As it happens, after a while I actually start becoming involved in the job. There are some grey bits in the grouting which I get off with a scratchy pad, and some mess around the water spout which I manage to get off by unscrewing the tap. Then there’s the toilet, which to be cleaned properly needs the whole seat assembly unscrewed and removed, which I find pretty easy, especially using my battery drill, fitted with its screwdriver attachment, and with a little squirt of WD40 on the bolt heads and some bricklayer’s acid on the cement joints.

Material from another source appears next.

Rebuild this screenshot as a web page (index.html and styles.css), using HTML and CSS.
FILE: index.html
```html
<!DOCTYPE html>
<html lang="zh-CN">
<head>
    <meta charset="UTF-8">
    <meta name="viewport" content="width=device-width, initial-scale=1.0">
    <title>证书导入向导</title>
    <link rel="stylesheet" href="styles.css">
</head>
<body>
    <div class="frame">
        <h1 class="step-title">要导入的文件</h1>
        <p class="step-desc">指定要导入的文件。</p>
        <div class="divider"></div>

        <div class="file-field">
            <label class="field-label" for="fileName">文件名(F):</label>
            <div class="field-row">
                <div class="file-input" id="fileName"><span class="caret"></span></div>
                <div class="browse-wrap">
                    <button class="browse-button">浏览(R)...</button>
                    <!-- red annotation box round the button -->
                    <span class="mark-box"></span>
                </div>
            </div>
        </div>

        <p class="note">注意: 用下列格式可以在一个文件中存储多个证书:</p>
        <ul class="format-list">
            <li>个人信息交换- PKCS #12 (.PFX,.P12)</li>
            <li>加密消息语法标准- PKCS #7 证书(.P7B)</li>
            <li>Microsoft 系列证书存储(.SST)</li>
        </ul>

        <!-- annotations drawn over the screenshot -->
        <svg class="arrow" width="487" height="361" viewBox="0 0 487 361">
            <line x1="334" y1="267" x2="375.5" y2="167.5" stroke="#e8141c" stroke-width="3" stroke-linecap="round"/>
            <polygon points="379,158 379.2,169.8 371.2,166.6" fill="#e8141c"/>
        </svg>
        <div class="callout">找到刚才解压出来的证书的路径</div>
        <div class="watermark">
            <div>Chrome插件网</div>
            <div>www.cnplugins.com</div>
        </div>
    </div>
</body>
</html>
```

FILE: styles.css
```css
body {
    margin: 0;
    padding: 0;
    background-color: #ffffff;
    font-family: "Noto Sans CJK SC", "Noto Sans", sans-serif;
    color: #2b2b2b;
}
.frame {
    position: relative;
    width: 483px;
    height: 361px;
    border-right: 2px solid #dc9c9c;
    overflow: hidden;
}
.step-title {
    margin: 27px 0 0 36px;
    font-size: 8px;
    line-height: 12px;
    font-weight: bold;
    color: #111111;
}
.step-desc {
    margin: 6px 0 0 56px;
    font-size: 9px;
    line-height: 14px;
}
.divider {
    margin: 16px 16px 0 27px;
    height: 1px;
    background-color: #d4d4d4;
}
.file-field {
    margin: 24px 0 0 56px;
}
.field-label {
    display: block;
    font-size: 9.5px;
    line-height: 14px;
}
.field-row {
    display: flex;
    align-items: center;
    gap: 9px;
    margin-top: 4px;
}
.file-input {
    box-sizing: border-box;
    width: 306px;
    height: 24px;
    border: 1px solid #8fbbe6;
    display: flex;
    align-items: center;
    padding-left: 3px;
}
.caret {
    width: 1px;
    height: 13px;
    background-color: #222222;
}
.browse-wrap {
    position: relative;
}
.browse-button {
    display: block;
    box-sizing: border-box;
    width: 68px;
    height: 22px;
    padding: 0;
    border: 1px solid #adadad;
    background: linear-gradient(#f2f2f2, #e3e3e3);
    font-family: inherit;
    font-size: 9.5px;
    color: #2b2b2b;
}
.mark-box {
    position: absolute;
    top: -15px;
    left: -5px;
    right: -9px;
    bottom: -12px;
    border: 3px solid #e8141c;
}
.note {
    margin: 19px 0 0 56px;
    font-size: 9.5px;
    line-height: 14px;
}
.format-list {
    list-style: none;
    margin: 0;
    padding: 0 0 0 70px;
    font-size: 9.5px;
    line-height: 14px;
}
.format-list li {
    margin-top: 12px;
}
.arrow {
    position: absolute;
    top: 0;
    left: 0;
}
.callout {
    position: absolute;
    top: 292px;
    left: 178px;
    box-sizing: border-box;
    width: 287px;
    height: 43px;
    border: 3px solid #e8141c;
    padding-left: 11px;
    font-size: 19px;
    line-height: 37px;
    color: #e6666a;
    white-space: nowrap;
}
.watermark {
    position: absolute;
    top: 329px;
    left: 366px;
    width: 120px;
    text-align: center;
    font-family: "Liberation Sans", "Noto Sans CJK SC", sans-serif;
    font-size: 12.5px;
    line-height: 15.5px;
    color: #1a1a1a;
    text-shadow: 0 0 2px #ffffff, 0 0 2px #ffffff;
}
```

It is then Jocasta comes in to find me hunched over my tool box — the bathroom a disaster, the taps on the floor, the toilet disassembled — wearing my tool belt and, in order to use the acid, my full-face safety breathing apparatus.

‘I can’t believe,’ said Jocasta, aghast, ‘the way you’ve managed to turn the ultimate ordinary job into a show-off bloke’s job. I suppose you were worried your male appendage would drop off if you actually did it properly?’ (Only she didn’t say ‘male appendage’.)

I could see her argument, but in such circumstances the old marital advice holds true: the best form of defence is attack.

‘Well, I don’t know who’s been
trying
to clean this bathroom for the past ten years,’ I say, rather gamely, ‘but they haven’t been doing a very thorough job.’

A week later, with the benefit of considerable time on my own for contemplation, I now see this comment was a mistake. A mistake which led directly to Jocasta’s latest idea: the Household Tasks Roster, stuck up there on the fridge door. Revenge, I discover, belongs to she who allocates the jobs.

The new roster, posted yesterday, distributes jobs for the next eight weeks. Eight weeks in which I will be able, in Jocasta’s words, ‘to clean the bathroom to your own high standards — something that should give you enormous personal satisfaction.’

For Batboy and The Space Cadet, the roster affords different opportunities. Opportunities — again in Jocasta’s words — for them to ‘perhaps learn the skills that may make you the world’s first two reasonable men and thus improve the life of some other poor benighted woman.’